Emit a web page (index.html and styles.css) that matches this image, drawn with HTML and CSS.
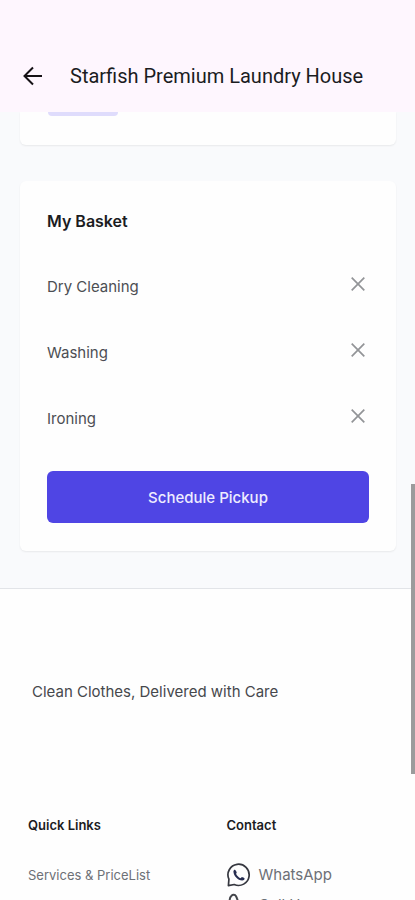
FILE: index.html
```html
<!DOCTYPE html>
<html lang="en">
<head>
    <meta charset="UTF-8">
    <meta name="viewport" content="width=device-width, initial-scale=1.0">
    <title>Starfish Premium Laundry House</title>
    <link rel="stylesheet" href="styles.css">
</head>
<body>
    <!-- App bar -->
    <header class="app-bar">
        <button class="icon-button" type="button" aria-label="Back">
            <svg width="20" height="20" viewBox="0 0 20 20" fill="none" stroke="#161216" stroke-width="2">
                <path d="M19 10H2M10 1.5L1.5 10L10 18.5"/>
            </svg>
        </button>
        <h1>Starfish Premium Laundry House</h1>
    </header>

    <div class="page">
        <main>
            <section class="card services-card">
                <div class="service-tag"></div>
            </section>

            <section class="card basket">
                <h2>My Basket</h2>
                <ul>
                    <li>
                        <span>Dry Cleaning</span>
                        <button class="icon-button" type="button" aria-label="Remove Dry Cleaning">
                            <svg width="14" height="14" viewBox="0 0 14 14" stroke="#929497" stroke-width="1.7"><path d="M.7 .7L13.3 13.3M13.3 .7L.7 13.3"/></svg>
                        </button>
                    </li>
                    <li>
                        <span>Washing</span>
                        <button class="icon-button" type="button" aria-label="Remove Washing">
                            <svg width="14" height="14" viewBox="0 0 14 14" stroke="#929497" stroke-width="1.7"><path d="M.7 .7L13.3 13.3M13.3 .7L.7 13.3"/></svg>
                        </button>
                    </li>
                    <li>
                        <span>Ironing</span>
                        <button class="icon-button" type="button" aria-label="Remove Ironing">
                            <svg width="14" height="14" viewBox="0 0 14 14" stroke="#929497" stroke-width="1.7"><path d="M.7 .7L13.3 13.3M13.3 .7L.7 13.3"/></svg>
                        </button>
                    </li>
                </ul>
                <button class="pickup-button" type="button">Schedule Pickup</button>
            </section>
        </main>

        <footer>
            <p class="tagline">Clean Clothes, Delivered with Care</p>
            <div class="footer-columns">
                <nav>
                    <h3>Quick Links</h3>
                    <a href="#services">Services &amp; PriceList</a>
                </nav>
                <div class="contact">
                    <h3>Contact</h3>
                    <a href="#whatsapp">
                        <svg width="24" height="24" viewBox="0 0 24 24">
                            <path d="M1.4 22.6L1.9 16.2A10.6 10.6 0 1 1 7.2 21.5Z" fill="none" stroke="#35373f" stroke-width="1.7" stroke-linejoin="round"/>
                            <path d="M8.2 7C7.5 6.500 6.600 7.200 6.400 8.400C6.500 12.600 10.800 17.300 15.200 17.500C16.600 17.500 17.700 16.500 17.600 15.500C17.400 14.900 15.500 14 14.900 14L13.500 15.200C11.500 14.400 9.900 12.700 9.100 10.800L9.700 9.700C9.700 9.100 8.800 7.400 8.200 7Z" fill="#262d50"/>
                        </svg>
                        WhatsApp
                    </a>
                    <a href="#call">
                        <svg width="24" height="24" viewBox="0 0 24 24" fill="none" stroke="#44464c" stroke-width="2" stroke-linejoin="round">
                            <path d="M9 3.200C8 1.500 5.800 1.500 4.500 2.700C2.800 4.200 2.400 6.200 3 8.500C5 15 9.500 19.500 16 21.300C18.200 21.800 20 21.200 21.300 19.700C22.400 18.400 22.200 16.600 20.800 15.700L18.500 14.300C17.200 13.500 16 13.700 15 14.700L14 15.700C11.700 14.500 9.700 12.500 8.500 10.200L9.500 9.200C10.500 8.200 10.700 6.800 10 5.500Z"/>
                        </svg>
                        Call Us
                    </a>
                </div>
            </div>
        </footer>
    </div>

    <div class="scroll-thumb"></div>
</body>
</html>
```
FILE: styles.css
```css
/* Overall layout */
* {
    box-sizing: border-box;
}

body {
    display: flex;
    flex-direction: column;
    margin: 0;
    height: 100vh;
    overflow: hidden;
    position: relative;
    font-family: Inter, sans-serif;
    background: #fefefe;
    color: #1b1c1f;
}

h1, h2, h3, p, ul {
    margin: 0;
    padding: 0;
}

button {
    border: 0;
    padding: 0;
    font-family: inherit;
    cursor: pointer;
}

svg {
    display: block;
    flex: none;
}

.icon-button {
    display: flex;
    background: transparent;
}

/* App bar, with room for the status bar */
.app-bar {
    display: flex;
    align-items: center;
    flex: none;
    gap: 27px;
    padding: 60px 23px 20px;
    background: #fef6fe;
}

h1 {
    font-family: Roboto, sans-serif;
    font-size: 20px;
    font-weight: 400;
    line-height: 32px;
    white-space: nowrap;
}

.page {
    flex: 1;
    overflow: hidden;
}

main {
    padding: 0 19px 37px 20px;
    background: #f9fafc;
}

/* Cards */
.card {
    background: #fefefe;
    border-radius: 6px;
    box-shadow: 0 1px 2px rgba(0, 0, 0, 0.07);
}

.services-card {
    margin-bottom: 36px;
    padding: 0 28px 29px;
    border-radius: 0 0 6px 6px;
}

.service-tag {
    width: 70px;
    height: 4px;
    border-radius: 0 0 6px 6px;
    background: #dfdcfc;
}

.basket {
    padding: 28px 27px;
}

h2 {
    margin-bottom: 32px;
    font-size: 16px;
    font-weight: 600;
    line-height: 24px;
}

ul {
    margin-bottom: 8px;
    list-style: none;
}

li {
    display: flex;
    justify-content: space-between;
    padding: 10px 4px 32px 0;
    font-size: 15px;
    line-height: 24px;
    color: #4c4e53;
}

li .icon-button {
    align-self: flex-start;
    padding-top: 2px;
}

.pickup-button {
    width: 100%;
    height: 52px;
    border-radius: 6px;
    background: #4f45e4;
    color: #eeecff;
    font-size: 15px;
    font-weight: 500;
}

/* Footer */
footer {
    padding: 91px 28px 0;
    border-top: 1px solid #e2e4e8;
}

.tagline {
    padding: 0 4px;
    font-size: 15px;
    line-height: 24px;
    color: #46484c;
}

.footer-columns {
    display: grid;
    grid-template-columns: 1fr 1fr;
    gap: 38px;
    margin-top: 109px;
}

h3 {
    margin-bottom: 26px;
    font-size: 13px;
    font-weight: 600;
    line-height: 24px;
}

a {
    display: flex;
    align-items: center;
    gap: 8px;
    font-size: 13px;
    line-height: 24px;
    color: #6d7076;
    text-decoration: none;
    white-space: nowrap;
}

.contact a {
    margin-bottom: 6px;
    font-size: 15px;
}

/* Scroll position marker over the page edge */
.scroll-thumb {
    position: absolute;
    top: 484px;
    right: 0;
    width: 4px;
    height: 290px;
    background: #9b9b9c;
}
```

+---+

Which lines of the data above contain "styles"? Copy each one.

- **FULL OUTPUT**:
Emit a web page (index.html and styles.css) that matches this image, drawn with HTML and CSS.
    <link rel="stylesheet" href="styles.css">
FILE: styles.css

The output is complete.